_Problem_
Exclude the pictures and reproduce the remaining data exactly as written.

_Data lines_
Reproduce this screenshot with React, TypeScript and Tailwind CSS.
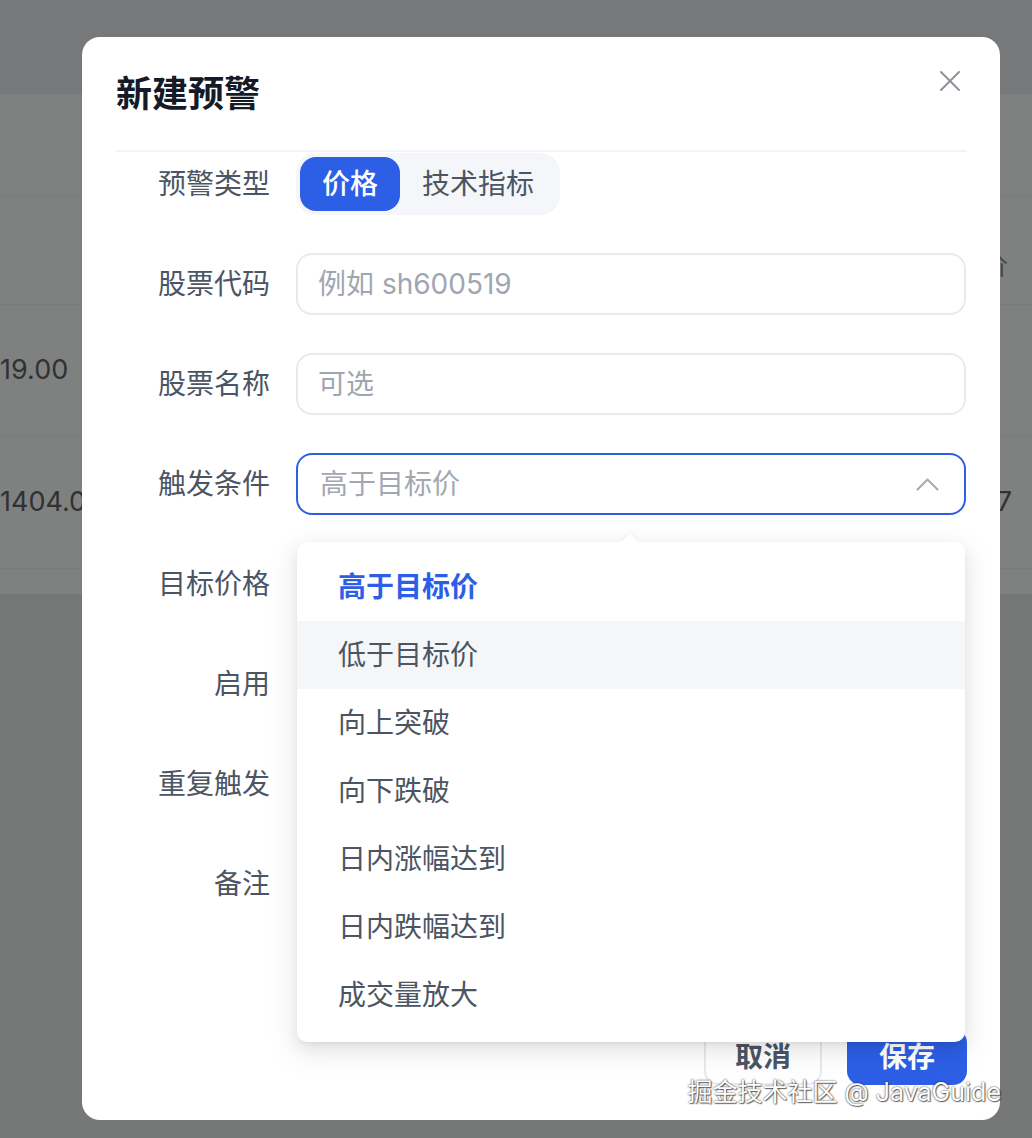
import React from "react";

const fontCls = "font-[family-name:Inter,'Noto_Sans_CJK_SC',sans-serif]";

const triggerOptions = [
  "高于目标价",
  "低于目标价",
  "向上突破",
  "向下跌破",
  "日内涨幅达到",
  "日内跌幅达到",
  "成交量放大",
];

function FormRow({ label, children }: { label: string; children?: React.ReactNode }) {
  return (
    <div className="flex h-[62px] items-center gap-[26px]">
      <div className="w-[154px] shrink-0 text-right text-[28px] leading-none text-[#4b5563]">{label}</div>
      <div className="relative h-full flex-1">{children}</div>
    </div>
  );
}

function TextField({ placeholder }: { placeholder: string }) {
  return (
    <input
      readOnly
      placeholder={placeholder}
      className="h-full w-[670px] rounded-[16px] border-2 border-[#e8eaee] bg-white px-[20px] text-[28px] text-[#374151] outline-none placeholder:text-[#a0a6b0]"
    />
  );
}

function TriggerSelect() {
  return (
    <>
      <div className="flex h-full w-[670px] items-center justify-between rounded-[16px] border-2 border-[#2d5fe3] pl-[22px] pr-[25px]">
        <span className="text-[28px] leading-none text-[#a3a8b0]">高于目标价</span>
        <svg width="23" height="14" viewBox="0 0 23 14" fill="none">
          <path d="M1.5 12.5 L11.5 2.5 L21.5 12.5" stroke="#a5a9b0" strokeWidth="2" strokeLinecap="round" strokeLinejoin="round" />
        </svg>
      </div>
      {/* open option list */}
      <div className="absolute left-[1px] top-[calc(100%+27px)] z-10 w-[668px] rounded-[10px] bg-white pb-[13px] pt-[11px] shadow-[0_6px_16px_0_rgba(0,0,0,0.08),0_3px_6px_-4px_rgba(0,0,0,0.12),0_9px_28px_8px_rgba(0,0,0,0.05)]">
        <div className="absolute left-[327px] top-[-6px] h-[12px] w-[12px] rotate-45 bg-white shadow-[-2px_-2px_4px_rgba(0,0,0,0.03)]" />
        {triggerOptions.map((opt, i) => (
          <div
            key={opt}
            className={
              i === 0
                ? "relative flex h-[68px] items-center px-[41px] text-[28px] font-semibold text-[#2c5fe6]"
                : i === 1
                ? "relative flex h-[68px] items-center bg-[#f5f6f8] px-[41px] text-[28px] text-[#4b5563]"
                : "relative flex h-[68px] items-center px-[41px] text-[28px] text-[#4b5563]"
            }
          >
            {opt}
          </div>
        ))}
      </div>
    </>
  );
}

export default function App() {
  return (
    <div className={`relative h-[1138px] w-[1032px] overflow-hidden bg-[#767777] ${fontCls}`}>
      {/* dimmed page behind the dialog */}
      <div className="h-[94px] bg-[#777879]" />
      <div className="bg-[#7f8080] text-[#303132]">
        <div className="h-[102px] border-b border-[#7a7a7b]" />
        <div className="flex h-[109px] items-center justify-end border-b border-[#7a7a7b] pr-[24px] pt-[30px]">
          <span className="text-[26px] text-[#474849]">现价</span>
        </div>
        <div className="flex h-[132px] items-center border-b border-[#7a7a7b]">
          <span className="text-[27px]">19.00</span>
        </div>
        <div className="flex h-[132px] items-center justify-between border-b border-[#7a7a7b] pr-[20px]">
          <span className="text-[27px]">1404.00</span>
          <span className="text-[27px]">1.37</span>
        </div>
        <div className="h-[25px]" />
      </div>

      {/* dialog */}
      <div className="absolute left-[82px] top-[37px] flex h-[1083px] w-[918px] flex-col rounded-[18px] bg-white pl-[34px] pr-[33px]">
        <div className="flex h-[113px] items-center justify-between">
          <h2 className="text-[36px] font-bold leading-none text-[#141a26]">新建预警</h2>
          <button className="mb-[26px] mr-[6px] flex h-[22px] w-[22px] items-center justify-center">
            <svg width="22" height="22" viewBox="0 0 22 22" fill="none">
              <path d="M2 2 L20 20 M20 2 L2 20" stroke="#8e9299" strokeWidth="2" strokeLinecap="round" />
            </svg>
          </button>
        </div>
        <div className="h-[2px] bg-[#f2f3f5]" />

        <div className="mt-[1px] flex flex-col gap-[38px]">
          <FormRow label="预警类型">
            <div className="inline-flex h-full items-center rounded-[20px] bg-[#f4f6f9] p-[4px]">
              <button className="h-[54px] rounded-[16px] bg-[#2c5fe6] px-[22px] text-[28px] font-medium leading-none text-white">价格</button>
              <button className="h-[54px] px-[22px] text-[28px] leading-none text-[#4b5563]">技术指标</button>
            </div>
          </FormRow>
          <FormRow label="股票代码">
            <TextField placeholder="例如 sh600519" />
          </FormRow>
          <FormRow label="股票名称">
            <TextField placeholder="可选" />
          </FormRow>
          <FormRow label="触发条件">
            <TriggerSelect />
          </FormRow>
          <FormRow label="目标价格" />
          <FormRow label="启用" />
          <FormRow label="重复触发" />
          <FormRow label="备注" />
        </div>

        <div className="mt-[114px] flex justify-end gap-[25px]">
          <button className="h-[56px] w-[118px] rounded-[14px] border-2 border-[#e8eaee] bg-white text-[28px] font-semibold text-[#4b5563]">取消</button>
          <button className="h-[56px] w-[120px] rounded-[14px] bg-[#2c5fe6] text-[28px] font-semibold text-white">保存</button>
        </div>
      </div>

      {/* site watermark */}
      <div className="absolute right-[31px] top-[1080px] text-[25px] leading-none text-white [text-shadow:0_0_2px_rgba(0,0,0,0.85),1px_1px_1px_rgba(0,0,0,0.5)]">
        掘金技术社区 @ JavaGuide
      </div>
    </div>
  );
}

_Solved problem_
Reproduce this screenshot with React, TypeScript and Tailwind CSS.
import React from "react";

const fontCls = "font-[family-name:Inter,'Noto_Sans_CJK_SC',sans-serif]";

const triggerOptions = [
  "高于目标价",
  "低于目标价",
  "向上突破",
  "向下跌破",
  "日内涨幅达到",
  "日内跌幅达到",
  "成交量放大",
];

function FormRow({ label, children }: { label: string; children?: React.ReactNode }) {
  return (
    <div className="flex h-[62px] items-center gap-[26px]">
      <div className="w-[154px] shrink-0 text-right text-[28px] leading-none text-[#4b5563]">{label}</div>
      <div className="relative h-full flex-1">{children}</div>
    </div>
  );
}

function TextField({ placeholder }: { placeholder: string }) {
  return (
    <input
      readOnly
      placeholder={placeholder}
      className="h-full w-[670px] rounded-[16px] border-2 border-[#e8eaee] bg-white px-[20px] text-[28px] text-[#374151] outline-none placeholder:text-[#a0a6b0]"
    />
  );
}

function TriggerSelect() {
  return (
    <>
      <div className="flex h-full w-[670px] items-center justify-between rounded-[16px] border-2 border-[#2d5fe3] pl-[22px] pr-[25px]">
        <span className="text-[28px] leading-none text-[#a3a8b0]">高于目标价</span>
        <svg width="23" height="14" viewBox="0 0 23 14" fill="none">
          <path d="M1.5 12.5 L11.5 2.5 L21.5 12.5" stroke="#a5a9b0" strokeWidth="2" strokeLinecap="round" strokeLinejoin="round" />
        </svg>
      </div>
      {/* open option list */}
      <div className="absolute left-[1px] top-[calc(100%+27px)] z-10 w-[668px] rounded-[10px] bg-white pb-[13px] pt-[11px] shadow-[0_6px_16px_0_rgba(0,0,0,0.08),0_3px_6px_-4px_rgba(0,0,0,0.12),0_9px_28px_8px_rgba(0,0,0,0.05)]">
        <div className="absolute left-[327px] top-[-6px] h-[12px] w-[12px] rotate-45 bg-white shadow-[-2px_-2px_4px_rgba(0,0,0,0.03)]" />
        {triggerOptions.map((opt, i) => (
          <div
            key={opt}
            className={
              i === 0
                ? "relative flex h-[68px] items-center px-[41px] text-[28px] font-semibold text-[#2c5fe6]"
                : i === 1
                ? "relative flex h-[68px] items-center bg-[#f5f6f8] px-[41px] text-[28px] text-[#4b5563]"
                : "relative flex h-[68px] items-center px-[41px] text-[28px] text-[#4b5563]"
            }
          >
            {opt}
          </div>
        ))}
      </div>
    </>
  );
}

export default function App() {
  return (
    <div className={`relative h-[1138px] w-[1032px] overflow-hidden bg-[#767777] ${fontCls}`}>
      {/* dimmed page behind the dialog */}
      <div className="h-[94px] bg-[#777879]" />
      <div className="bg-[#7f8080] text-[#303132]">
        <div className="h-[102px] border-b border-[#7a7a7b]" />
        <div className="flex h-[109px] items-center justify-end border-b border-[#7a7a7b] pr-[24px] pt-[30px]">
          <span className="text-[26px] text-[#474849]">现价</span>
        </div>
        <div className="flex h-[132px] items-center border-b border-[#7a7a7b]">
          <span className="text-[27px]">19.00</span>
        </div>
        <div className="flex h-[132px] items-center justify-between border-b border-[#7a7a7b] pr-[20px]">
          <span className="text-[27px]">1404.00</span>
          <span className="text-[27px]">1.37</span>
        </div>
        <div className="h-[25px]" />
      </div>

      {/* dialog */}
      <div className="absolute left-[82px] top-[37px] flex h-[1083px] w-[918px] flex-col rounded-[18px] bg-white pl-[34px] pr-[33px]">
        <div className="flex h-[113px] items-center justify-between">
          <h2 className="text-[36px] font-bold leading-none text-[#141a26]">新建预警</h2>
          <button className="mb-[26px] mr-[6px] flex h-[22px] w-[22px] items-center justify-center">
            <svg width="22" height="22" viewBox="0 0 22 22" fill="none">
              <path d="M2 2 L20 20 M20 2 L2 20" stroke="#8e9299" strokeWidth="2" strokeLinecap="round" />
            </svg>
          </button>
        </div>
        <div className="h-[2px] bg-[#f2f3f5]" />

        <div className="mt-[1px] flex flex-col gap-[38px]">
          <FormRow label="预警类型">
            <div className="inline-flex h-full items-center rounded-[20px] bg-[#f4f6f9] p-[4px]">
              <button className="h-[54px] rounded-[16px] bg-[#2c5fe6] px-[22px] text-[28px] font-medium leading-none text-white">价格</button>
              <button className="h-[54px] px-[22px] text-[28px] leading-none text-[#4b5563]">技术指标</button>
            </div>
          </FormRow>
          <FormRow label="股票代码">
            <TextField placeholder="例如 sh600519" />
          </FormRow>
          <FormRow label="股票名称">
            <TextField placeholder="可选" />
          </FormRow>
          <FormRow label="触发条件">
            <TriggerSelect />
          </FormRow>
          <FormRow label="目标价格" />
          <FormRow label="启用" />
          <FormRow label="重复触发" />
          <FormRow label="备注" />
        </div>

        <div className="mt-[114px] flex justify-end gap-[25px]">
          <button className="h-[56px] w-[118px] rounded-[14px] border-2 border-[#e8eaee] bg-white text-[28px] font-semibold text-[#4b5563]">取消</button>
          <button className="h-[56px] w-[120px] rounded-[14px] bg-[#2c5fe6] text-[28px] font-semibold text-white">保存</button>
        </div>
      </div>

      {/* site watermark */}
      <div className="absolute right-[31px] top-[1080px] text-[25px] leading-none text-white [text-shadow:0_0_2px_rgba(0,0,0,0.85),1px_1px_1px_rgba(0,0,0,0.5)]">
        掘金技术社区 @ JavaGuide
      </div>
    </div>
  );
}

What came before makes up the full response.